### Written exercise
Your job is to retype all of the data word for word, leaving every image out.

[Begin Data lines]

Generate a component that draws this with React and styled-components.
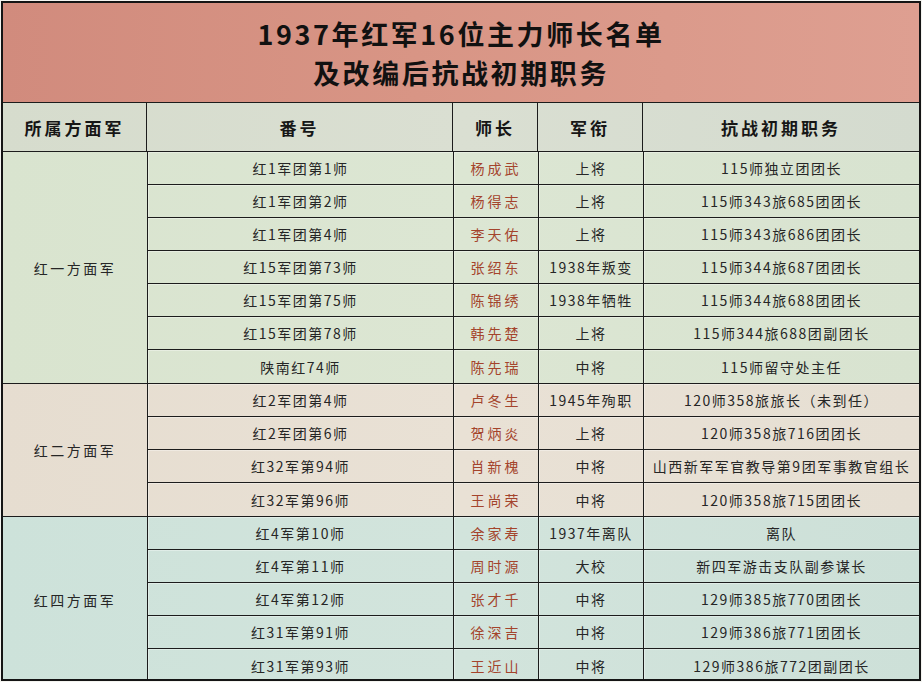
import React from "react";
import styled, { createGlobalStyle } from "styled-components";

const GlobalStyle = createGlobalStyle`
  html, body {
    margin: 0;
    padding: 0;
    background: #f4f4f0;
  }
  body {
    font-family: "Noto Sans CJK SC", "Noto Sans", sans-serif;
    color: #262626;
  }
`;

const groups = [
  {
    name: "红一方面军",
    tone: "green",
    rows: [
      ["红1军团第1师", "杨成武", "上将", "115师独立团团长"],
      ["红1军团第2师", "杨得志", "上将", "115师343旅685团团长"],
      ["红1军团第4师", "李天佑", "上将", "115师343旅686团团长"],
      ["红15军团第73师", "张绍东", "1938年叛变", "115师344旅687团团长"],
      ["红15军团第75师", "陈锦绣", "1938年牺牲", "115师344旅688团团长"],
      ["红15军团第78师", "韩先楚", "上将", "115师344旅688团副团长"],
      ["陕南红74师", "陈先瑞", "中将", "115师留守处主任"],
    ],
  },
  {
    name: "红二方面军",
    tone: "beige",
    rows: [
      ["红2军团第4师", "卢冬生", "1945年殉职", "120师358旅旅长（未到任）"],
      ["红2军团第6师", "贺炳炎", "上将", "120师358旅716团团长"],
      ["红32军第94师", "肖新槐", "中将", "山西新军军官教导第9团军事教官组长"],
      ["红32军第96师", "王尚荣", "中将", "120师358旅715团团长"],
    ],
  },
  {
    name: "红四方面军",
    tone: "teal",
    rows: [
      ["红4军第10师", "余家寿", "1937年离队", "离队"],
      ["红4军第11师", "周时源", "大校", "新四军游击支队副参谋长"],
      ["红4军第12师", "张才千", "中将", "129师385旅770团团长"],
      ["红31军第91师", "徐深吉", "中将", "129师386旅771团团长"],
      ["红31军第93师", "王近山", "中将", "129师386旅772团副团长"],
    ],
  },
];

const tones = {
  green: "linear-gradient(90deg, #d9e4cf, #dce6d3 50%, #d8e3d0)",
  beige: "linear-gradient(90deg, #e6ddd0, #e9e1d5 50%, #e6dfd3)",
  teal: "linear-gradient(90deg, #cde2da, #d2e4dc 50%, #cde0d8)",
};

const COLS = "306px 85px 105px 1fr";
const LINE = "1.5px solid #1c1c1c";

export default function App() {
  return (
    <>
      <GlobalStyle />
      <Frame>
        <TitleBar>
          <TitleLine>1937年红军16位主力师长名单</TitleLine>
          <TitleLine>及改编后抗战初期职务</TitleLine>
        </TitleBar>
        <HeaderRow>
          <HeadCell>所属方面军</HeadCell>
          <HeadCell>番号</HeadCell>
          <HeadCell>师长</HeadCell>
          <HeadCell>军衔</HeadCell>
          <HeadCell $last>抗战初期职务</HeadCell>
        </HeaderRow>
        {groups.map((g, gi) => (
          <Group key={g.name} $tone={g.tone} $last={gi === groups.length - 1}>
            <GroupLabel>{g.name}</GroupLabel>
            <Rows>
              {g.rows.map((r, ri) => (
                <Row key={r[0]} $last={ri === g.rows.length - 1}>
                  <Cell>{r[0]}</Cell>
                  <Cell $name>{r[1]}</Cell>
                  <Cell>{r[2]}</Cell>
                  <Cell $last>{r[3]}</Cell>
                </Row>
              ))}
            </Rows>
          </Group>
        ))}
      </Frame>
    </>
  );
}

const Frame = styled.div`
  box-sizing: border-box;
  width: 920px;
  height: 680px;
  margin: 1px 0 0 1px;
  border: 2px solid #151515;
  display: flex;
  flex-direction: column;
  overflow: hidden;
`;

const TitleBar = styled.div`
  height: 99px;
  flex: none;
  display: flex;
  flex-direction: column;
  align-items: center;
  justify-content: center;
  gap: 6px;
  background: linear-gradient(90deg, #d18b7d, #d89585 45%, #de9f91);
  border-bottom: ${LINE};
`;

const TitleLine = styled.div`
  font-size: 27px;
  font-weight: 700;
  letter-spacing: 2.6px;
  line-height: 33px;
  color: #111;
`;

const HeaderRow = styled.div`
  height: 48px;
  flex: none;
  display: grid;
  grid-template-columns: 144px ${COLS};
  background: linear-gradient(90deg, #d6dccd, #dadfd2 50%, #d4dbcf);
  border-bottom: ${LINE};
`;

const HeadCell = styled.div`
  display: flex;
  align-items: center;
  justify-content: center;
  font-size: 17px;
  font-weight: 700;
  letter-spacing: 3px;
  color: #161616;
  border-right: ${(p) => (p.$last ? "none" : LINE)};
`;

const Group = styled.div`
  display: flex;
  background: ${(p) => tones[p.$tone]};
  border-bottom: ${(p) => (p.$last ? "none" : LINE)};
`;

const GroupLabel = styled.div`
  width: 144px;
  flex: none;
  display: flex;
  align-items: center;
  justify-content: center;
  font-size: 14px;
  letter-spacing: 2.5px;
  border-right: ${LINE};
`;

const Rows = styled.div`
  flex: 1;
  display: flex;
  flex-direction: column;
`;

const Row = styled.div`
  height: 33px;
  box-sizing: border-box;
  display: grid;
  grid-template-columns: ${COLS};
  border-bottom: ${(p) => (p.$last ? "none" : LINE)};
`;

const Cell = styled.div`
  display: flex;
  align-items: center;
  justify-content: center;
  font-size: 14px;
  white-space: nowrap;
  letter-spacing: ${(p) => (p.$name ? "3px" : "1.5px")};
  color: ${(p) => (p.$name ? "#a4442c" : "#262626")};
  border-right: ${(p) => (p.$last ? "none" : LINE)};
  box-shadow: inset 1px 1px 0 rgba(255, 255, 255, 0.35);
`;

[End Data lines]

### Solution to this task
Generate a component that draws this with React and styled-components.
import React from "react";
import styled, { createGlobalStyle } from "styled-components";

const GlobalStyle = createGlobalStyle`
  html, body {
    margin: 0;
    padding: 0;
    background: #f4f4f0;
  }
  body {
    font-family: "Noto Sans CJK SC", "Noto Sans", sans-serif;
    color: #262626;
  }
`;

const groups = [
  {
    name: "红一方面军",
    tone: "green",
    rows: [
      ["红1军团第1师", "杨成武", "上将", "115师独立团团长"],
      ["红1军团第2师", "杨得志", "上将", "115师343旅685团团长"],
      ["红1军团第4师", "李天佑", "上将", "115师343旅686团团长"],
      ["红15军团第73师", "张绍东", "1938年叛变", "115师344旅687团团长"],
      ["红15军团第75师", "陈锦绣", "1938年牺牲", "115师344旅688团团长"],
      ["红15军团第78师", "韩先楚", "上将", "115师344旅688团副团长"],
      ["陕南红74师", "陈先瑞", "中将", "115师留守处主任"],
    ],
  },
  {
    name: "红二方面军",
    tone: "beige",
    rows: [
      ["红2军团第4师", "卢冬生", "1945年殉职", "120师358旅旅长（未到任）"],
      ["红2军团第6师", "贺炳炎", "上将", "120师358旅716团团长"],
      ["红32军第94师", "肖新槐", "中将", "山西新军军官教导第9团军事教官组长"],
      ["红32军第96师", "王尚荣", "中将", "120师358旅715团团长"],
    ],
  },
  {
    name: "红四方面军",
    tone: "teal",
    rows: [
      ["红4军第10师", "余家寿", "1937年离队", "离队"],
      ["红4军第11师", "周时源", "大校", "新四军游击支队副参谋长"],
      ["红4军第12师", "张才千", "中将", "129师385旅770团团长"],
      ["红31军第91师", "徐深吉", "中将", "129师386旅771团团长"],
      ["红31军第93师", "王近山", "中将", "129师386旅772团副团长"],
    ],
  },
];

const tones = {
  green: "linear-gradient(90deg, #d9e4cf, #dce6d3 50%, #d8e3d0)",
  beige: "linear-gradient(90deg, #e6ddd0, #e9e1d5 50%, #e6dfd3)",
  teal: "linear-gradient(90deg, #cde2da, #d2e4dc 50%, #cde0d8)",
};

const COLS = "306px 85px 105px 1fr";
const LINE = "1.5px solid #1c1c1c";

export default function App() {
  return (
    <>
      <GlobalStyle />
      <Frame>
        <TitleBar>
          <TitleLine>1937年红军16位主力师长名单</TitleLine>
          <TitleLine>及改编后抗战初期职务</TitleLine>
        </TitleBar>
        <HeaderRow>
          <HeadCell>所属方面军</HeadCell>
          <HeadCell>番号</HeadCell>
          <HeadCell>师长</HeadCell>
          <HeadCell>军衔</HeadCell>
          <HeadCell $last>抗战初期职务</HeadCell>
        </HeaderRow>
        {groups.map((g, gi) => (
          <Group key={g.name} $tone={g.tone} $last={gi === groups.length - 1}>
            <GroupLabel>{g.name}</GroupLabel>
            <Rows>
              {g.rows.map((r, ri) => (
                <Row key={r[0]} $last={ri === g.rows.length - 1}>
                  <Cell>{r[0]}</Cell>
                  <Cell $name>{r[1]}</Cell>
                  <Cell>{r[2]}</Cell>
                  <Cell $last>{r[3]}</Cell>
                </Row>
              ))}
            </Rows>
          </Group>
        ))}
      </Frame>
    </>
  );
}

const Frame = styled.div`
  box-sizing: border-box;
  width: 920px;
  height: 680px;
  margin: 1px 0 0 1px;
  border: 2px solid #151515;
  display: flex;
  flex-direction: column;
  overflow: hidden;
`;

const TitleBar = styled.div`
  height: 99px;
  flex: none;
  display: flex;
  flex-direction: column;
  align-items: center;
  justify-content: center;
  gap: 6px;
  background: linear-gradient(90deg, #d18b7d, #d89585 45%, #de9f91);
  border-bottom: ${LINE};
`;

const TitleLine = styled.div`
  font-size: 27px;
  font-weight: 700;
  letter-spacing: 2.6px;
  line-height: 33px;
  color: #111;
`;

const HeaderRow = styled.div`
  height: 48px;
  flex: none;
  display: grid;
  grid-template-columns: 144px ${COLS};
  background: linear-gradient(90deg, #d6dccd, #dadfd2 50%, #d4dbcf);
  border-bottom: ${LINE};
`;

const HeadCell = styled.div`
  display: flex;
  align-items: center;
  justify-content: center;
  font-size: 17px;
  font-weight: 700;
  letter-spacing: 3px;
  color: #161616;
  border-right: ${(p) => (p.$last ? "none" : LINE)};
`;

const Group = styled.div`
  display: flex;
  background: ${(p) => tones[p.$tone]};
  border-bottom: ${(p) => (p.$last ? "none" : LINE)};
`;

const GroupLabel = styled.div`
  width: 144px;
  flex: none;
  display: flex;
  align-items: center;
  justify-content: center;
  font-size: 14px;
  letter-spacing: 2.5px;
  border-right: ${LINE};
`;

const Rows = styled.div`
  flex: 1;
  display: flex;
  flex-direction: column;
`;

const Row = styled.div`
  height: 33px;
  box-sizing: border-box;
  display: grid;
  grid-template-columns: ${COLS};
  border-bottom: ${(p) => (p.$last ? "none" : LINE)};
`;

const Cell = styled.div`
  display: flex;
  align-items: center;
  justify-content: center;
  font-size: 14px;
  white-space: nowrap;
  letter-spacing: ${(p) => (p.$name ? "3px" : "1.5px")};
  color: ${(p) => (p.$name ? "#a4442c" : "#262626")};
  border-right: ${(p) => (p.$last ? "none" : LINE)};
  box-shadow: inset 1px 1px 0 rgba(255, 255, 255, 0.35);
`;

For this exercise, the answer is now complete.